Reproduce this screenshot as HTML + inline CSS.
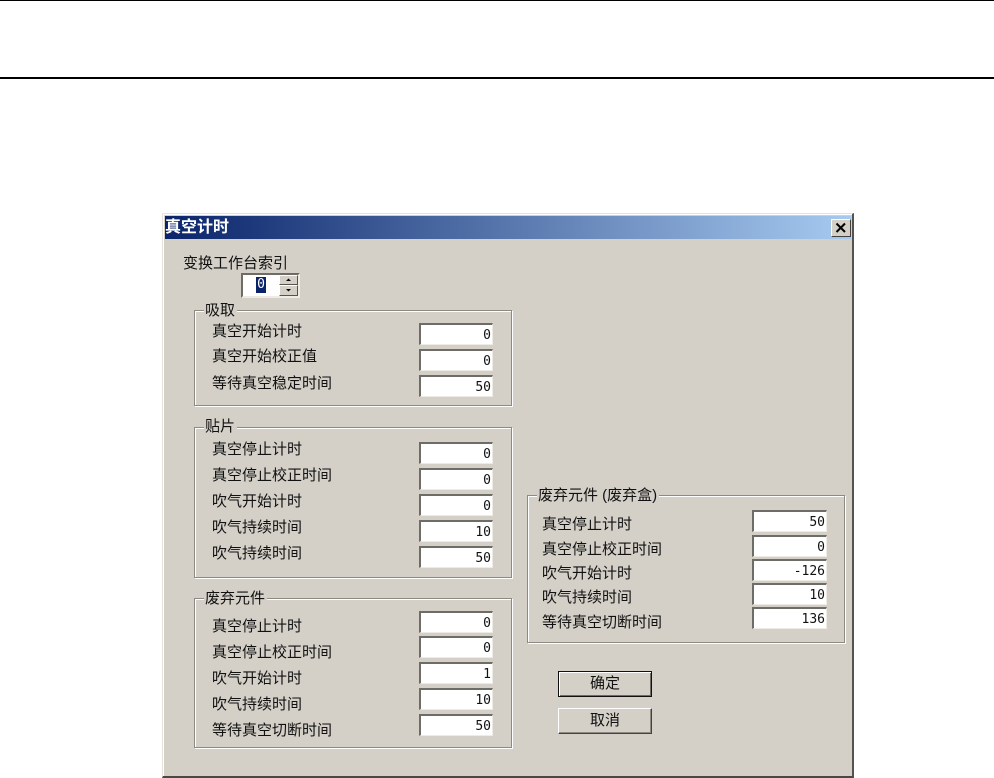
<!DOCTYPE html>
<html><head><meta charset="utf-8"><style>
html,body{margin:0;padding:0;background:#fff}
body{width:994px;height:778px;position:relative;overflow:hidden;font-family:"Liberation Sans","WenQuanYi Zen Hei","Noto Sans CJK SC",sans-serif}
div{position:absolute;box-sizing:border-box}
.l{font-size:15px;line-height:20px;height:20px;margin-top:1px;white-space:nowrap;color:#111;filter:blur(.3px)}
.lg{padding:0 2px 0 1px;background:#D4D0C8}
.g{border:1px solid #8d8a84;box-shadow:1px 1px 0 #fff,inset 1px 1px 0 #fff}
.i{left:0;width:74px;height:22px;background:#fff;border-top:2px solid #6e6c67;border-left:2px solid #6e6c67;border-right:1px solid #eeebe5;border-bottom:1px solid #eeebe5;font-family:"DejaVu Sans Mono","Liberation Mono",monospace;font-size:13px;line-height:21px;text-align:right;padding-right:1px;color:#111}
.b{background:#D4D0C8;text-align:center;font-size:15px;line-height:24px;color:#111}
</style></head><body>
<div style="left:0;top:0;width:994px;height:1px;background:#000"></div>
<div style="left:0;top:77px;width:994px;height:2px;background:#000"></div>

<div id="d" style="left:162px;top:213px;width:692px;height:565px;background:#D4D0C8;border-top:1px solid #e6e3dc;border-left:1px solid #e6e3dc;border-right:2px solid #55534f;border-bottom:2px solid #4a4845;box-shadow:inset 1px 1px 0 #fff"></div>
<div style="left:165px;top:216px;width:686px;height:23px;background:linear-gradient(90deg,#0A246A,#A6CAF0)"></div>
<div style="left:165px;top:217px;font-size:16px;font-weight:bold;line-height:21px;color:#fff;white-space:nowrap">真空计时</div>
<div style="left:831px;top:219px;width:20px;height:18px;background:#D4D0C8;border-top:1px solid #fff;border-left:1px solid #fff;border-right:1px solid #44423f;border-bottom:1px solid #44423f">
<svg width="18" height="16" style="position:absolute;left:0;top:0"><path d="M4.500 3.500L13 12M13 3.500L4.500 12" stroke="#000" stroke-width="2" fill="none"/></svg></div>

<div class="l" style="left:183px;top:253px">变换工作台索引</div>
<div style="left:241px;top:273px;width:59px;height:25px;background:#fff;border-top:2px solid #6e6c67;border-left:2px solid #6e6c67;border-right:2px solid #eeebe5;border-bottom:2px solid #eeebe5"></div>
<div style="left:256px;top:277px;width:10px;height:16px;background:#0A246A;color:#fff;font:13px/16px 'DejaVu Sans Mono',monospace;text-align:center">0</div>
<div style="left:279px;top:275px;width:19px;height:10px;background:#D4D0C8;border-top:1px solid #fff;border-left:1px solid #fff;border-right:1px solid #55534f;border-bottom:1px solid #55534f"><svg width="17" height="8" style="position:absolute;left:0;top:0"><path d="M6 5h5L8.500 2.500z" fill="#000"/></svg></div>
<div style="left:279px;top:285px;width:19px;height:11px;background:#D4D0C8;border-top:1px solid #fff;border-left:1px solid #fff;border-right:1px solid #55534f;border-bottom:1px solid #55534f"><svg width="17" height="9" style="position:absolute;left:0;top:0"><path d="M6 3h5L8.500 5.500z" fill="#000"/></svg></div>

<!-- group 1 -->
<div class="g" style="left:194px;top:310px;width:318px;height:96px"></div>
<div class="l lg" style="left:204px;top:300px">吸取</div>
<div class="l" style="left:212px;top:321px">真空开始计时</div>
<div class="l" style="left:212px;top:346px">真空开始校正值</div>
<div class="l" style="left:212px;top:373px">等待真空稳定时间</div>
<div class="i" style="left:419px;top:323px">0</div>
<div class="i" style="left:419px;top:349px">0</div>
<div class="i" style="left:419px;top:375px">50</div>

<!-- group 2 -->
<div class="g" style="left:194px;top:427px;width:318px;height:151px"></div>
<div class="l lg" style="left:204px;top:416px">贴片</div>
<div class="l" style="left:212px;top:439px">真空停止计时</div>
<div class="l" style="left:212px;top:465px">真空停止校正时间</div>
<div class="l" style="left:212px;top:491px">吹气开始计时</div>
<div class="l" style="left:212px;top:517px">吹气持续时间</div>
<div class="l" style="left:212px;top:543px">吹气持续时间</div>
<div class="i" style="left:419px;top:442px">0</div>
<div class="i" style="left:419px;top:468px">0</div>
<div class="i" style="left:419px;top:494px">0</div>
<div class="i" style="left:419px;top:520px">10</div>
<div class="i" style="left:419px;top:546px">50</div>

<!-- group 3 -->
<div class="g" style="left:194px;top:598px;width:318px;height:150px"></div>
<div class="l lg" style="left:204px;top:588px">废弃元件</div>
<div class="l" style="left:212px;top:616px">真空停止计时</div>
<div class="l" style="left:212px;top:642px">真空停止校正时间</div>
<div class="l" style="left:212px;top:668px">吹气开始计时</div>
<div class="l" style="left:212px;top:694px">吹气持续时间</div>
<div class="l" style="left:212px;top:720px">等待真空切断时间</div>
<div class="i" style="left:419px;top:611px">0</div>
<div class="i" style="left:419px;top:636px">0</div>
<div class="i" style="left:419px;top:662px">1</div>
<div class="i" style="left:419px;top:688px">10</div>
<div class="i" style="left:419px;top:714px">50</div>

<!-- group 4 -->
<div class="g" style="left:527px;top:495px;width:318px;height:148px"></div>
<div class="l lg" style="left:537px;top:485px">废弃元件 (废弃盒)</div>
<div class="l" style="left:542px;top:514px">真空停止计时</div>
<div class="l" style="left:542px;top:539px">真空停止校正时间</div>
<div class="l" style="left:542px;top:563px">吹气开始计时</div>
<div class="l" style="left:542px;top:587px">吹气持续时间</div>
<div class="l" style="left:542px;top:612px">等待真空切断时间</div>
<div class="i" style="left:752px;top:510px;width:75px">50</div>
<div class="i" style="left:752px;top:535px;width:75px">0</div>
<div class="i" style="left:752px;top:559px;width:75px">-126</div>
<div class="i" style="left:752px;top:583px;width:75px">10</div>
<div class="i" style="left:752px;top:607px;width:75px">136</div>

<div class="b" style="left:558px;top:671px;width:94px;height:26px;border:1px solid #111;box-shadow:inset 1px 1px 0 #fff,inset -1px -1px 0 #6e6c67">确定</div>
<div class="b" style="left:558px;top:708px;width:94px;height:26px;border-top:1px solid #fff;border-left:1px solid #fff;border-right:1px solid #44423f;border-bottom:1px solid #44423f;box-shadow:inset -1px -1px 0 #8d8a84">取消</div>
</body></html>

━━━━━━━━━━━━━━━━━━━━━━━━━━━━━━

■ THE REQUEST: All of the material above needs to be restated exactly, with no pictures.

■ THE RESULT:
Reproduce this screenshot as HTML + inline CSS.
<!DOCTYPE html>
<html><head><meta charset="utf-8"><style>
html,body{margin:0;padding:0;background:#fff}
body{width:994px;height:778px;position:relative;overflow:hidden;font-family:"Liberation Sans","WenQuanYi Zen Hei","Noto Sans CJK SC",sans-serif}
div{position:absolute;box-sizing:border-box}
.l{font-size:15px;line-height:20px;height:20px;margin-top:1px;white-space:nowrap;color:#111;filter:blur(.3px)}
.lg{padding:0 2px 0 1px;background:#D4D0C8}
.g{border:1px solid #8d8a84;box-shadow:1px 1px 0 #fff,inset 1px 1px 0 #fff}
.i{left:0;width:74px;height:22px;background:#fff;border-top:2px solid #6e6c67;border-left:2px solid #6e6c67;border-right:1px solid #eeebe5;border-bottom:1px solid #eeebe5;font-family:"DejaVu Sans Mono","Liberation Mono",monospace;font-size:13px;line-height:21px;text-align:right;padding-right:1px;color:#111}
.b{background:#D4D0C8;text-align:center;font-size:15px;line-height:24px;color:#111}
</style></head><body>
<div style="left:0;top:0;width:994px;height:1px;background:#000"></div>
<div style="left:0;top:77px;width:994px;height:2px;background:#000"></div>

<div id="d" style="left:162px;top:213px;width:692px;height:565px;background:#D4D0C8;border-top:1px solid #e6e3dc;border-left:1px solid #e6e3dc;border-right:2px solid #55534f;border-bottom:2px solid #4a4845;box-shadow:inset 1px 1px 0 #fff"></div>
<div style="left:165px;top:216px;width:686px;height:23px;background:linear-gradient(90deg,#0A246A,#A6CAF0)"></div>
<div style="left:165px;top:217px;font-size:16px;font-weight:bold;line-height:21px;color:#fff;white-space:nowrap">真空计时</div>
<div style="left:831px;top:219px;width:20px;height:18px;background:#D4D0C8;border-top:1px solid #fff;border-left:1px solid #fff;border-right:1px solid #44423f;border-bottom:1px solid #44423f">
<svg width="18" height="16" style="position:absolute;left:0;top:0"><path d="M4.500 3.500L13 12M13 3.500L4.500 12" stroke="#000" stroke-width="2" fill="none"/></svg></div>

<div class="l" style="left:183px;top:253px">变换工作台索引</div>
<div style="left:241px;top:273px;width:59px;height:25px;background:#fff;border-top:2px solid #6e6c67;border-left:2px solid #6e6c67;border-right:2px solid #eeebe5;border-bottom:2px solid #eeebe5"></div>
<div style="left:256px;top:277px;width:10px;height:16px;background:#0A246A;color:#fff;font:13px/16px 'DejaVu Sans Mono',monospace;text-align:center">0</div>
<div style="left:279px;top:275px;width:19px;height:10px;background:#D4D0C8;border-top:1px solid #fff;border-left:1px solid #fff;border-right:1px solid #55534f;border-bottom:1px solid #55534f"><svg width="17" height="8" style="position:absolute;left:0;top:0"><path d="M6 5h5L8.500 2.500z" fill="#000"/></svg></div>
<div style="left:279px;top:285px;width:19px;height:11px;background:#D4D0C8;border-top:1px solid #fff;border-left:1px solid #fff;border-right:1px solid #55534f;border-bottom:1px solid #55534f"><svg width="17" height="9" style="position:absolute;left:0;top:0"><path d="M6 3h5L8.500 5.500z" fill="#000"/></svg></div>

<!-- group 1 -->
<div class="g" style="left:194px;top:310px;width:318px;height:96px"></div>
<div class="l lg" style="left:204px;top:300px">吸取</div>
<div class="l" style="left:212px;top:321px">真空开始计时</div>
<div class="l" style="left:212px;top:346px">真空开始校正值</div>
<div class="l" style="left:212px;top:373px">等待真空稳定时间</div>
<div class="i" style="left:419px;top:323px">0</div>
<div class="i" style="left:419px;top:349px">0</div>
<div class="i" style="left:419px;top:375px">50</div>

<!-- group 2 -->
<div class="g" style="left:194px;top:427px;width:318px;height:151px"></div>
<div class="l lg" style="left:204px;top:416px">贴片</div>
<div class="l" style="left:212px;top:439px">真空停止计时</div>
<div class="l" style="left:212px;top:465px">真空停止校正时间</div>
<div class="l" style="left:212px;top:491px">吹气开始计时</div>
<div class="l" style="left:212px;top:517px">吹气持续时间</div>
<div class="l" style="left:212px;top:543px">吹气持续时间</div>
<div class="i" style="left:419px;top:442px">0</div>
<div class="i" style="left:419px;top:468px">0</div>
<div class="i" style="left:419px;top:494px">0</div>
<div class="i" style="left:419px;top:520px">10</div>
<div class="i" style="left:419px;top:546px">50</div>

<!-- group 3 -->
<div class="g" style="left:194px;top:598px;width:318px;height:150px"></div>
<div class="l lg" style="left:204px;top:588px">废弃元件</div>
<div class="l" style="left:212px;top:616px">真空停止计时</div>
<div class="l" style="left:212px;top:642px">真空停止校正时间</div>
<div class="l" style="left:212px;top:668px">吹气开始计时</div>
<div class="l" style="left:212px;top:694px">吹气持续时间</div>
<div class="l" style="left:212px;top:720px">等待真空切断时间</div>
<div class="i" style="left:419px;top:611px">0</div>
<div class="i" style="left:419px;top:636px">0</div>
<div class="i" style="left:419px;top:662px">1</div>
<div class="i" style="left:419px;top:688px">10</div>
<div class="i" style="left:419px;top:714px">50</div>

<!-- group 4 -->
<div class="g" style="left:527px;top:495px;width:318px;height:148px"></div>
<div class="l lg" style="left:537px;top:485px">废弃元件 (废弃盒)</div>
<div class="l" style="left:542px;top:514px">真空停止计时</div>
<div class="l" style="left:542px;top:539px">真空停止校正时间</div>
<div class="l" style="left:542px;top:563px">吹气开始计时</div>
<div class="l" style="left:542px;top:587px">吹气持续时间</div>
<div class="l" style="left:542px;top:612px">等待真空切断时间</div>
<div class="i" style="left:752px;top:510px;width:75px">50</div>
<div class="i" style="left:752px;top:535px;width:75px">0</div>
<div class="i" style="left:752px;top:559px;width:75px">-126</div>
<div class="i" style="left:752px;top:583px;width:75px">10</div>
<div class="i" style="left:752px;top:607px;width:75px">136</div>

<div class="b" style="left:558px;top:671px;width:94px;height:26px;border:1px solid #111;box-shadow:inset 1px 1px 0 #fff,inset -1px -1px 0 #6e6c67">确定</div>
<div class="b" style="left:558px;top:708px;width:94px;height:26px;border-top:1px solid #fff;border-left:1px solid #fff;border-right:1px solid #44423f;border-bottom:1px solid #44423f;box-shadow:inset -1px -1px 0 #8d8a84">取消</div>
</body></html>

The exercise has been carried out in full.